Belediye şirketleri, özel hukuk tüzel kişisi statüsünde. Bu yüzden belediyelerdeki kamu kaynaklarının önemli bir bölümü; kamunun denetim alanı dışında kalan belediye şirketleri aracılığı ile özel hukuk hükümleri çerçevesinde kullanılıyor. Belediyelerin şirket kurmasıyla, mahalli ihtiyaçların kamu tüzel kişilikleri dışında gördürüldüğü, yerel yönetim ilkesiyle çelişir bir yapılanma modeli ortaya çıktı. Bu durum, yargı denetimi olanağını zayıflattı.
DENETİM DİYE BİR ŞEY YOK
İçişleri Bakanlığı’nın, belediyelerin mali denetimini yapma yetkisi, 2005 yılında AKP hükümeti tarafından kaldırıldı, dış denetim yetkisi Sayıştay’a bırakıldı. Belediyelerin mali işlemleri dışında kalan idari işlemlerin hukuka uygunluk ve idarenin bütünlü yönünden denetleme gibi kısıtlı bir yetkisi bırakıldı. Belediyeler üzerindeki Sayıştay denetimi de yetersiz. Kanuna rağmen, belediyelerde iç denetim diye de bir şey yok.
Hükümetin, HDP’li, DBP’li belediyelerden kaynaklanan yakınmalarının giderilmesi için “atanmış başkan” görevlendirilmesinden önce diğer yolları deneseydi, belki sorun daha kolay aşılırdı. Hani halkın oylarıyla seçilen yine halkın oylarıyla indirilebilirdi?

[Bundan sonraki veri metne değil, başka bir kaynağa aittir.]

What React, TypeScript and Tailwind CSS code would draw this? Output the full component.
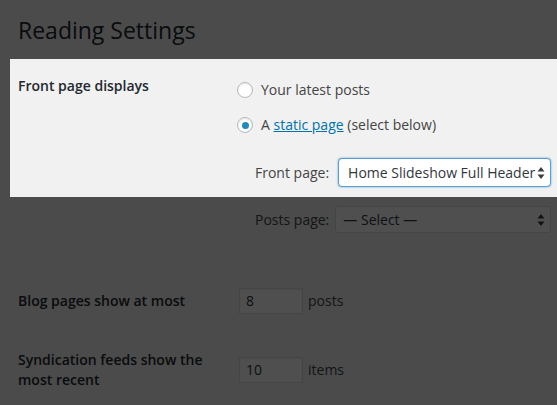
import React from "react";

function SelectArrows() {
  return (
    <svg width="8" height="13" viewBox="0 0 8 13" className="pointer-events-none absolute right-[5px] top-1/2 -translate-y-1/2">
      <path d="M4 0.5 L7.5 5 L0.5 5 Z" fill="#3c3c3c" />
      <path d="M0.5 8 L7.5 8 L4 12.5 Z" fill="#3c3c3c" />
    </svg>
  );
}

function Radio({ checked }: { checked?: boolean }) {
  return (
    <span className="flex h-4 w-4 shrink-0 items-center justify-center rounded-full border border-[#b4b9be] bg-white shadow-[inset_0_1px_2px_rgba(0,0,0,0.1)]">
      {checked && <span className="h-[7px] w-[7px] rounded-full bg-[#1e8cbe]" />}
    </span>
  );
}

function NumberBox({ value, unit }: { value: string; unit: string }) {
  return (
    <div className="ml-[2px] flex items-center">
      <div className="flex h-[26px] w-[64px] items-center border border-[#ddd] bg-white px-[6px] text-[#32373c] shadow-[inset_0_1px_2px_rgba(0,0,0,0.07)]">
        {value}
      </div>
      <span className="ml-[5px] text-[#444]">{unit}</span>
    </div>
  );
}

export default function App() {
  return (
    <div className="relative h-[405px] w-[557px] overflow-hidden bg-[#f1f1f1] font-['Open_Sans','Noto_Sans',sans-serif] text-sm leading-5 text-[#444]">
      <h1 className="pl-[18px] pt-4 text-[23px] font-normal leading-[29px] text-[#23282d]">Reading Settings</h1>

      {/* dimmed backdrop, the highlighted panel sits above it */}
      <div className="pointer-events-none absolute inset-0 z-10 bg-black/[0.69]" />

      <section className="relative z-20 ml-[10px] mt-[14px] flex h-[138px] bg-[#f1f1f1] pl-2">
        <div className="w-[219px] pt-[17px] font-semibold text-[#23282d]">Front page displays</div>
        <div className="flex flex-1 flex-col pr-[6px] pt-[21px]">
          <label className="flex h-5 items-center gap-2">
            <Radio />
            <span>Your latest posts</span>
          </label>
          <label className="mt-[15px] flex h-5 items-center gap-2">
            <Radio checked />
            <span>
              A <a className="text-[#0073aa] underline">static page</a> (select below)
            </span>
          </label>
          <div className="mt-[23px] flex items-center pl-[18px]">
            <span>Front page:</span>
            <div className="relative ml-[9px] flex h-[29px] flex-1 items-center rounded-[4px] border border-[#5b9dd9] bg-white pl-[9px] text-[#32373c] shadow-[0_0_2px_rgba(30,140,190,0.8)]">
              Home Slideshow Full Header
              <SelectArrows />
            </div>
          </div>
        </div>
      </section>

      <div className="mt-[9px] flex pl-[18px] pr-[6px]">
        <div className="w-[219px]" />
        <div className="flex flex-1 items-center pl-[18px]">
          <span>Posts page:</span>
          <div className="relative ml-[6px] flex h-[27px] flex-1 items-center rounded-[3px] border border-[#ddd] bg-white pl-[7px] text-[#32373c]">
            — Select —
            <SelectArrows />
          </div>
        </div>
      </div>

      <div className="mt-[55px] flex items-center pl-[18px]">
        <div className="w-[219px] font-semibold text-[#23282d]">Blog pages show at most</div>
        <NumberBox value="8" unit="posts" />
      </div>

      <div className="mt-[36px] flex items-center pl-[18px]">
        <div className="w-[219px] pr-[29px] font-semibold text-[#23282d]">Syndication feeds show the most recent</div>
        <NumberBox value="10" unit="items" />
      </div>
    </div>
  );
}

Bu köşenin okurlarına, kayyum atandığında bunun yanlışlığını 13 Eylül 2016 tarihinde yukarıdaki yazıyla duyurmuştum. Diyarbakır, Van, Mardin’in Büyükşehir Belediye Başkanları haklarında mahkeme kararı olmadan yine görevden alındı, yerlerine valiler kayyum atandı. Aslında. Türkiye’de seçilmiş başkanların da görevi sürdürmeleri için hiçbir garantileri yok… Yasalar tam uygulanmış olsa, etkili denetim yapılsa kayyuma gerek bile olmayacaktı.